Switching from trains to a rental car was at first not ideal for us as it represented an extra layer of complication, and definitely a bit more expense (not to mention constantly having to find and pay for parking while we were there, except in Annecy, where our lovely local friends knew the best places to park for free, and our lovely Strasbourg Airbnb host did lead us to a parking structure where we could pay to park for the duration of our stay), but on the other hand, it did open up some new experiences that we otherwise would not have had.
We were able to book a champagne tour in the town of Reims as we would be passing straight through it on our journey from Strasbourg back to Paris. It allowed us to stop in the adorable Medieval villages of Auxerre and Beaune along the route from Paris to Annecy, and of course it allowed us to pass through beautiful Switzerland and stop several times along the way on our way from Annecy to Strasbourg. It also facilitated day trips around the areas we were staying and kept us mobile and flexible during such a huge transit strike when we might have otherwise been restricted from doing and seeing the things we wanted to. Yes, it was a pain in the butt. Road rules, road tolls, finding parking, paying for parking, finding gas stations, paying for gas, worrying about where to put the stupid car…these were all a considerable headache during the trip, not to mention we had to drive and deal with roads instead of nodding off on the TGV at high speed as we had originally planned, but it did allow for new and rich experiences as well, and after all…isn’t that what travel is all about?
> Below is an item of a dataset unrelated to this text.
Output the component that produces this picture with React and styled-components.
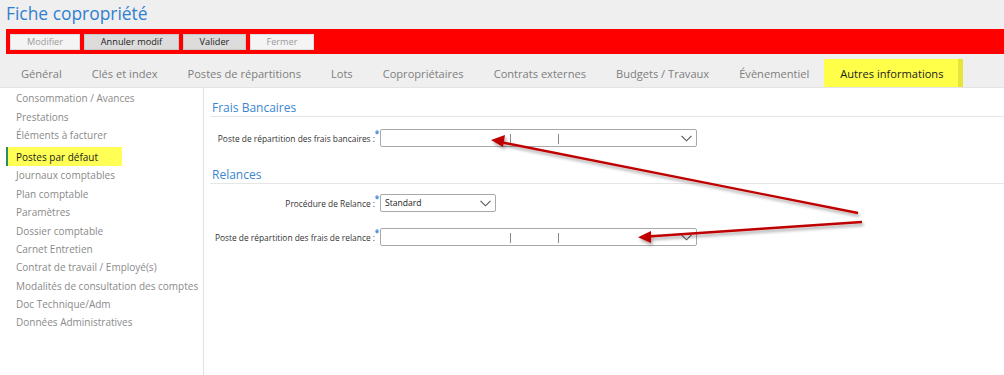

I’m not going to say the rail strike wasn’t a headache, because it was. Oh, it was…but it was also the cause of new opportunities and new experiences. I wouldn’t exactly recommend you try to go to traveling in the midst of a massive transit strike (maybe, you know…wait a few months, but I will certainly say that if you already have a trip scheduled during one, you should just adapt and go for it anyway. We ended up having a great time and added some interesting and enriching experiences to the trip. Yeah, parking was a pain in the butt at times. Yeah, driving sucks more than just sitting on a train, reading a book, and watching the world go by, but it was interesting, and there was also something to the freedom of being able to stop when we wanted to stop, and explore when we wanted to explore. And there’s something to that as well.